-- Begin SOURCE DATA --
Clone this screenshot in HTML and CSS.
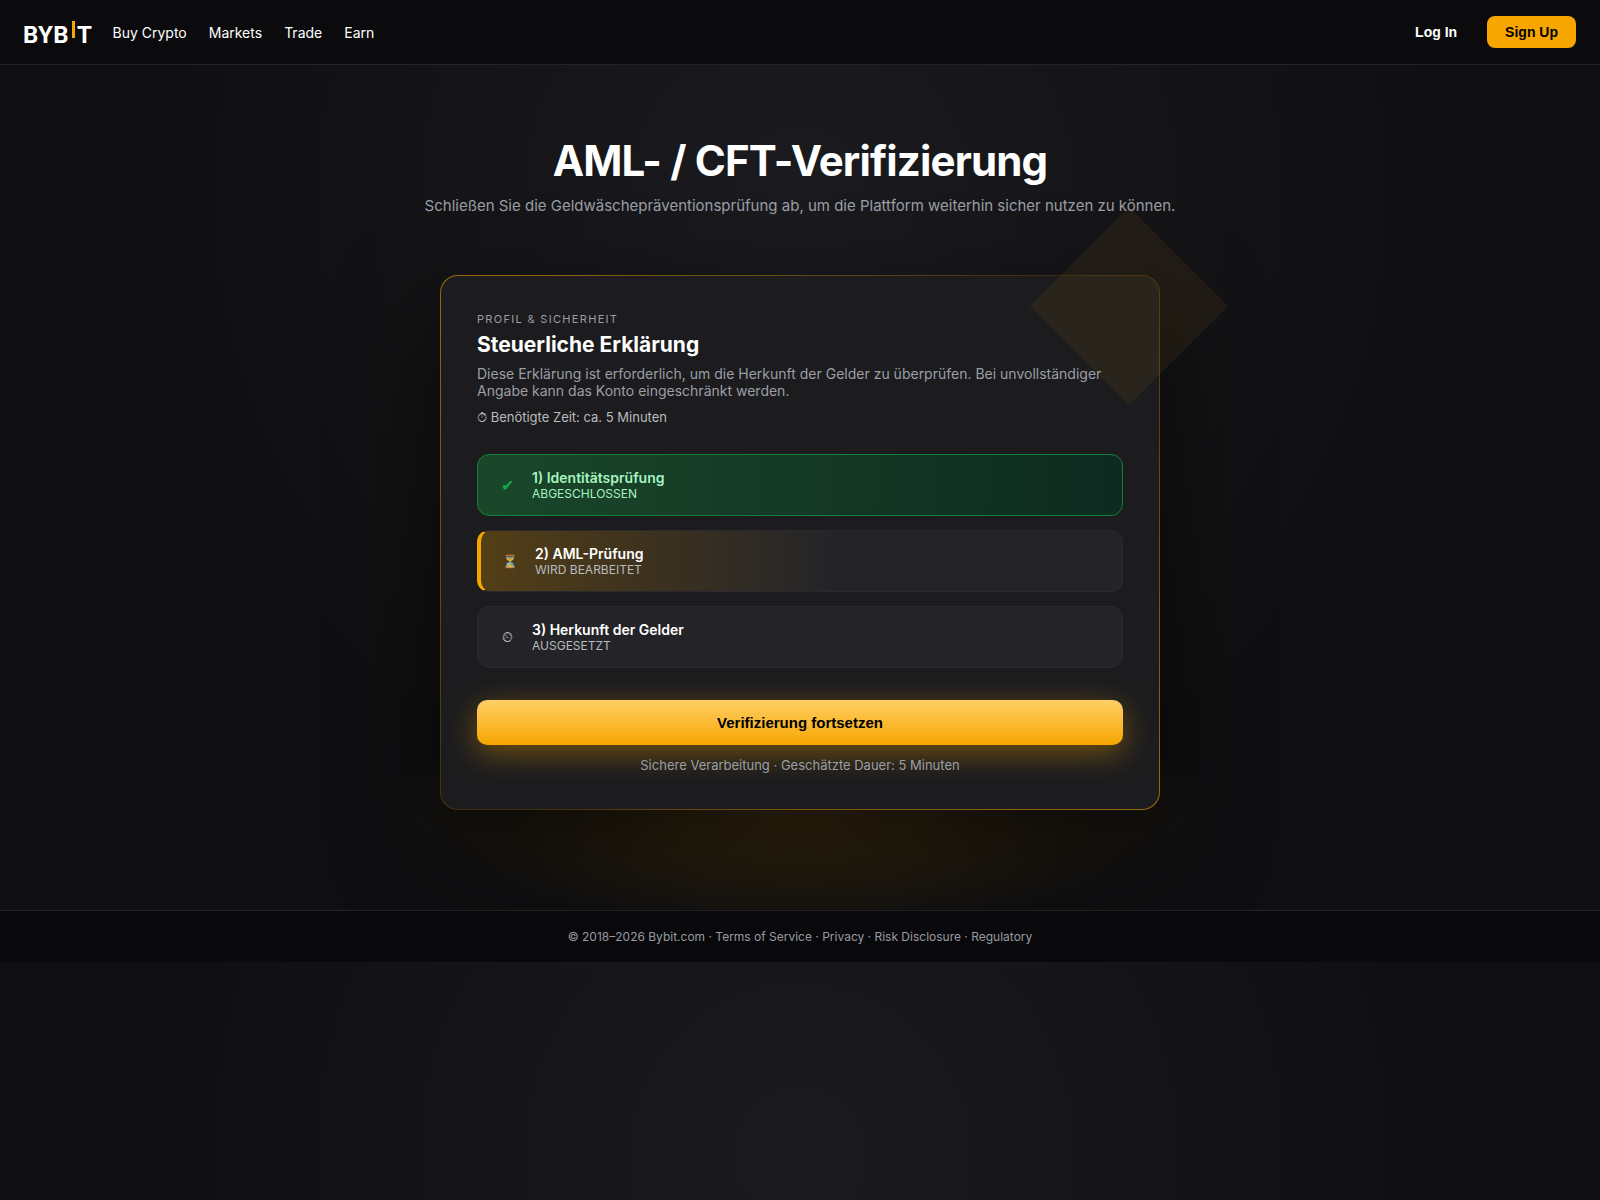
FILE: index.html
```html
<!DOCTYPE html>
<html lang="de">
<head>
  <meta charset="UTF-8">
  <meta name="viewport" content="width=device-width, initial-scale=1.0">
  <title>AML- / CFT-Verifizierung</title>
  <link rel="stylesheet" href="styles.css">
</head>
<body>
  <!-- Header -->
  <header class="header">
    <div class="nav-left">
      <div class="logo">BYB<span class="logo-bar"></span>T</div>
      <nav class="nav">
        <a href="#">Buy Crypto</a>
        <a href="#">Markets</a>
        <a href="#">Trade</a>
        <a href="#">Earn</a>
      </nav>
    </div>
    <div class="nav-right">
      <button class="btn-login">Log In</button>
      <button class="btn-signup">Sign Up</button>
    </div>
  </header>

  <main class="main">
    <h1>AML- / CFT-Verifizierung</h1>
    <p class="subtitle">Schließen Sie die Geldwäschepräventionsprüfung ab, um die Plattform weiterhin sicher nutzen zu können.</p>

    <!-- Verification card -->
    <section class="card">
      <div class="label">Profil &amp; Sicherheit</div>
      <h2>Steuerliche Erklärung</h2>
      <p class="desc">Diese Erklärung ist erforderlich, um die Herkunft der Gelder zu überprüfen. Bei unvollständiger Angabe kann das Konto eingeschränkt werden.</p>
      <div class="time">⏱ Benötigte Zeit: ca. 5 Minuten</div>

      <div class="steps">
        <div class="step done">
          <div class="icon">✔</div>
          <div>
            <div class="step-title">1) Identitätsprüfung</div>
            <div class="step-status">ABGESCHLOSSEN</div>
          </div>
        </div>
        <div class="step active">
          <div class="icon">⏳</div>
          <div>
            <div class="step-title">2) AML-Prüfung</div>
            <div class="step-status">WIRD BEARBEITET</div>
          </div>
        </div>
        <div class="step">
          <div class="icon">⏲</div>
          <div>
            <div class="step-title">3) Herkunft der Gelder</div>
            <div class="step-status">AUSGESETZT</div>
          </div>
        </div>
      </div>

      <button class="cta">Verifizierung fortsetzen</button>
      <div class="note">Sichere Verarbeitung · Geschätzte Dauer: 5 Minuten</div>
    </section>
  </main>

  <footer class="footer">© 2018–2026 Bybit.com · Terms of Service · Privacy · Risk Disclosure · Regulatory</footer>
</body>
</html>
```

FILE: styles.css
```css
* {
  box-sizing: border-box;
}

body {
  margin: 0;
  font-family: Inter, sans-serif;
  color: #fff;
  background: radial-gradient(circle at 50% 20%, #1b1b1f, #0f0f11 60%);
}

/* Header */
.header {
  height: 65px;
  padding: 0 24px 0 23px;
  display: flex;
  justify-content: space-between;
  align-items: center;
  background: #0b0b0d;
  border-bottom: 1px solid #242427;
}

.nav-left {
  display: flex;
  align-items: center;
  gap: 22px;
}

.logo {
  width: 67.5px;
  padding-top: 6px;
  font-family: Roboto, sans-serif;
  font-size: 24px;
  font-weight: 700;
  line-height: 28px;
  letter-spacing: 0.4px;
  white-space: nowrap;
}

.logo-bar {
  display: inline-block;
  width: 3.5px;
  height: 17px;
  margin: 0 2px 0 2.5px;
  position: relative;
  top: -5px;
  background: #f7a600;
}

.nav {
  display: flex;
  gap: 22px;
  font-size: 14px;
}

.nav a {
  color: #fff;
  text-decoration: none;
}

.nav-right {
  display: flex;
  align-items: center;
  gap: 12px;
}

button {
  font-family: "Liberation Sans", Arial, sans-serif;
  font-weight: 700;
  border: none;
  cursor: pointer;
}

.btn-login,
.btn-signup {
  height: 32px;
  padding: 0 18px;
  font-size: 14px;
  border-radius: 8px;
}

.btn-login {
  background: transparent;
  color: #fff;
}

.btn-signup {
  background: #f7a600;
  color: #000;
}

/* Main */
.main {
  padding: 70px 20px 100px;
  text-align: center;
}

h1 {
  margin: 0 0 10px;
  font-size: 42px;
  font-weight: 700;
  line-height: 51px;
  letter-spacing: -0.02em;
}

.subtitle {
  margin: 0 0 60px;
  font-size: 15px;
  line-height: 19px;
  color: #9a9fa5;
}

.card {
  position: relative;
  width: 720px;
  margin: 0 auto;
  padding: 37px 36px 36px;
  text-align: left;
  border: 1px solid transparent;
  border-radius: 18px;
  background:
    linear-gradient(#1c1c1e, #1c1c1e) padding-box,
    linear-gradient(135deg, rgba(247, 166, 0, 0.6), rgba(247, 166, 0, 0.15), rgba(247, 166, 0, 0.6)) border-box;
  box-shadow: 0 40px 100px rgba(0, 0, 0, 0.6);
}

/* Tilted square over the corner */
.card::before {
  content: "";
  position: absolute;
  top: -40px;
  right: -40px;
  width: 140px;
  height: 140px;
  background: rgba(247, 166, 0, 0.06);
  transform: rotate(45deg);
}

/* Glow below the card */
.card::after {
  content: "";
  position: absolute;
  left: -60px;
  right: -60px;
  bottom: -120px;
  height: 240px;
  background: radial-gradient(ellipse at center, rgba(247, 166, 0, 0.2), transparent 70%);
  z-index: -1;
}

.label {
  font-size: 11px;
  line-height: 13px;
  letter-spacing: 0.12em;
  text-transform: uppercase;
  color: #9a9fa5;
}

h2 {
  margin: 6px 0 7px;
  font-size: 21px;
  font-weight: 700;
  line-height: 26px;
}

.desc {
  margin: 0 0 10px;
  font-size: 14px;
  line-height: 17px;
  color: #9a9fa5;
}

.time {
  font-size: 13px;
  line-height: 16px;
  color: #b8bbbf;
}

.steps {
  display: flex;
  flex-direction: column;
  gap: 14px;
  margin: 29px 0 32px;
}

.step {
  display: flex;
  align-items: center;
  gap: 14px;
  height: 62px;
  padding: 0 18px;
  background: #242428;
  border: 1px solid #2a2a2e;
  border-radius: 12px;
}

.step.done {
  background: linear-gradient(90deg, #1a472a, #0d2b20);
  border-color: #15803d;
  color: #a7f3c0;
}

.step.active {
  background: linear-gradient(90deg, rgba(247, 166, 0, 0.25), #242428 55%);
  border-left: 4px solid #f7a600;
}

.icon {
  width: 22px;
  font-size: 14px;
  text-align: center;
  color: #b8bbbf;
}

.done .icon {
  font-size: 16px;
  color: #16a34a;
}

.active .icon {
  font-size: 13px;
  opacity: 0.85;
}

.step-title {
  font-size: 14px;
  font-weight: 600;
  line-height: 17px;
}

.step-status {
  font-size: 12px;
  line-height: 15px;
  color: #b8bbbf;
}

.done .step-status {
  color: #a7f3c0;
}

.cta {
  width: 100%;
  height: 45px;
  font-size: 15px;
  color: #000;
  border-radius: 10px;
  background: linear-gradient(180deg, #ffcf66, #f7a600);
  box-shadow: 0 8px 30px rgba(247, 166, 0, 0.4);
}

.note {
  margin-top: 12px;
  font-size: 13px;
  line-height: 16px;
  text-align: center;
  color: #9a9fa5;
}

/* Footer */
.footer {
  padding: 18px 20px;
  font-size: 12px;
  line-height: 15px;
  text-align: center;
  color: #9a9fa5;
  background: #0a0a0c;
  border-top: 1px solid #242427;
}
```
-- End SOURCE DATA --
Repeat all of the data above word for word, minus the pictures.

Clone this screenshot in HTML and CSS.
FILE: index.html
```html
<!DOCTYPE html>
<html lang="de">
<head>
  <meta charset="UTF-8">
  <meta name="viewport" content="width=device-width, initial-scale=1.0">
  <title>AML- / CFT-Verifizierung</title>
  <link rel="stylesheet" href="styles.css">
</head>
<body>
  <!-- Header -->
  <header class="header">
    <div class="nav-left">
      <div class="logo">BYB<span class="logo-bar"></span>T</div>
      <nav class="nav">
        <a href="#">Buy Crypto</a>
        <a href="#">Markets</a>
        <a href="#">Trade</a>
        <a href="#">Earn</a>
      </nav>
    </div>
    <div class="nav-right">
      <button class="btn-login">Log In</button>
      <button class="btn-signup">Sign Up</button>
    </div>
  </header>

  <main class="main">
    <h1>AML- / CFT-Verifizierung</h1>
    <p class="subtitle">Schließen Sie die Geldwäschepräventionsprüfung ab, um die Plattform weiterhin sicher nutzen zu können.</p>

    <!-- Verification card -->
    <section class="card">
      <div class="label">Profil &amp; Sicherheit</div>
      <h2>Steuerliche Erklärung</h2>
      <p class="desc">Diese Erklärung ist erforderlich, um die Herkunft der Gelder zu überprüfen. Bei unvollständiger Angabe kann das Konto eingeschränkt werden.</p>
      <div class="time">⏱ Benötigte Zeit: ca. 5 Minuten</div>

      <div class="steps">
        <div class="step done">
          <div class="icon">✔</div>
          <div>
            <div class="step-title">1) Identitätsprüfung</div>
            <div class="step-status">ABGESCHLOSSEN</div>
          </div>
        </div>
        <div class="step active">
          <div class="icon">⏳</div>
          <div>
            <div class="step-title">2) AML-Prüfung</div>
            <div class="step-status">WIRD BEARBEITET</div>
          </div>
        </div>
        <div class="step">
          <div class="icon">⏲</div>
          <div>
            <div class="step-title">3) Herkunft der Gelder</div>
            <div class="step-status">AUSGESETZT</div>
          </div>
        </div>
      </div>

      <button class="cta">Verifizierung fortsetzen</button>
      <div class="note">Sichere Verarbeitung · Geschätzte Dauer: 5 Minuten</div>
    </section>
  </main>

  <footer class="footer">© 2018–2026 Bybit.com · Terms of Service · Privacy · Risk Disclosure · Regulatory</footer>
</body>
</html>
```

FILE: styles.css
```css
* {
  box-sizing: border-box;
}

body {
  margin: 0;
  font-family: Inter, sans-serif;
  color: #fff;
  background: radial-gradient(circle at 50% 20%, #1b1b1f, #0f0f11 60%);
}

/* Header */
.header {
  height: 65px;
  padding: 0 24px 0 23px;
  display: flex;
  justify-content: space-between;
  align-items: center;
  background: #0b0b0d;
  border-bottom: 1px solid #242427;
}

.nav-left {
  display: flex;
  align-items: center;
  gap: 22px;
}

.logo {
  width: 67.5px;
  padding-top: 6px;
  font-family: Roboto, sans-serif;
  font-size: 24px;
  font-weight: 700;
  line-height: 28px;
  letter-spacing: 0.4px;
  white-space: nowrap;
}

.logo-bar {
  display: inline-block;
  width: 3.5px;
  height: 17px;
  margin: 0 2px 0 2.5px;
  position: relative;
  top: -5px;
  background: #f7a600;
}

.nav {
  display: flex;
  gap: 22px;
  font-size: 14px;
}

.nav a {
  color: #fff;
  text-decoration: none;
}

.nav-right {
  display: flex;
  align-items: center;
  gap: 12px;
}

button {
  font-family: "Liberation Sans", Arial, sans-serif;
  font-weight: 700;
  border: none;
  cursor: pointer;
}

.btn-login,
.btn-signup {
  height: 32px;
  padding: 0 18px;
  font-size: 14px;
  border-radius: 8px;
}

.btn-login {
  background: transparent;
  color: #fff;
}

.btn-signup {
  background: #f7a600;
  color: #000;
}

/* Main */
.main {
  padding: 70px 20px 100px;
  text-align: center;
}

h1 {
  margin: 0 0 10px;
  font-size: 42px;
  font-weight: 700;
  line-height: 51px;
  letter-spacing: -0.02em;
}

.subtitle {
  margin: 0 0 60px;
  font-size: 15px;
  line-height: 19px;
  color: #9a9fa5;
}

.card {
  position: relative;
  width: 720px;
  margin: 0 auto;
  padding: 37px 36px 36px;
  text-align: left;
  border: 1px solid transparent;
  border-radius: 18px;
  background:
    linear-gradient(#1c1c1e, #1c1c1e) padding-box,
    linear-gradient(135deg, rgba(247, 166, 0, 0.6), rgba(247, 166, 0, 0.15), rgba(247, 166, 0, 0.6)) border-box;
  box-shadow: 0 40px 100px rgba(0, 0, 0, 0.6);
}

/* Tilted square over the corner */
.card::before {
  content: "";
  position: absolute;
  top: -40px;
  right: -40px;
  width: 140px;
  height: 140px;
  background: rgba(247, 166, 0, 0.06);
  transform: rotate(45deg);
}

/* Glow below the card */
.card::after {
  content: "";
  position: absolute;
  left: -60px;
  right: -60px;
  bottom: -120px;
  height: 240px;
  background: radial-gradient(ellipse at center, rgba(247, 166, 0, 0.2), transparent 70%);
  z-index: -1;
}

.label {
  font-size: 11px;
  line-height: 13px;
  letter-spacing: 0.12em;
  text-transform: uppercase;
  color: #9a9fa5;
}

h2 {
  margin: 6px 0 7px;
  font-size: 21px;
  font-weight: 700;
  line-height: 26px;
}

.desc {
  margin: 0 0 10px;
  font-size: 14px;
  line-height: 17px;
  color: #9a9fa5;
}

.time {
  font-size: 13px;
  line-height: 16px;
  color: #b8bbbf;
}

.steps {
  display: flex;
  flex-direction: column;
  gap: 14px;
  margin: 29px 0 32px;
}

.step {
  display: flex;
  align-items: center;
  gap: 14px;
  height: 62px;
  padding: 0 18px;
  background: #242428;
  border: 1px solid #2a2a2e;
  border-radius: 12px;
}

.step.done {
  background: linear-gradient(90deg, #1a472a, #0d2b20);
  border-color: #15803d;
  color: #a7f3c0;
}

.step.active {
  background: linear-gradient(90deg, rgba(247, 166, 0, 0.25), #242428 55%);
  border-left: 4px solid #f7a600;
}

.icon {
  width: 22px;
  font-size: 14px;
  text-align: center;
  color: #b8bbbf;
}

.done .icon {
  font-size: 16px;
  color: #16a34a;
}

.active .icon {
  font-size: 13px;
  opacity: 0.85;
}

.step-title {
  font-size: 14px;
  font-weight: 600;
  line-height: 17px;
}

.step-status {
  font-size: 12px;
  line-height: 15px;
  color: #b8bbbf;
}

.done .step-status {
  color: #a7f3c0;
}

.cta {
  width: 100%;
  height: 45px;
  font-size: 15px;
  color: #000;
  border-radius: 10px;
  background: linear-gradient(180deg, #ffcf66, #f7a600);
  box-shadow: 0 8px 30px rgba(247, 166, 0, 0.4);
}

.note {
  margin-top: 12px;
  font-size: 13px;
  line-height: 16px;
  text-align: center;
  color: #9a9fa5;
}

/* Footer */
.footer {
  padding: 18px 20px;
  font-size: 12px;
  line-height: 15px;
  text-align: center;
  color: #9a9fa5;
  background: #0a0a0c;
  border-top: 1px solid #242427;
}
```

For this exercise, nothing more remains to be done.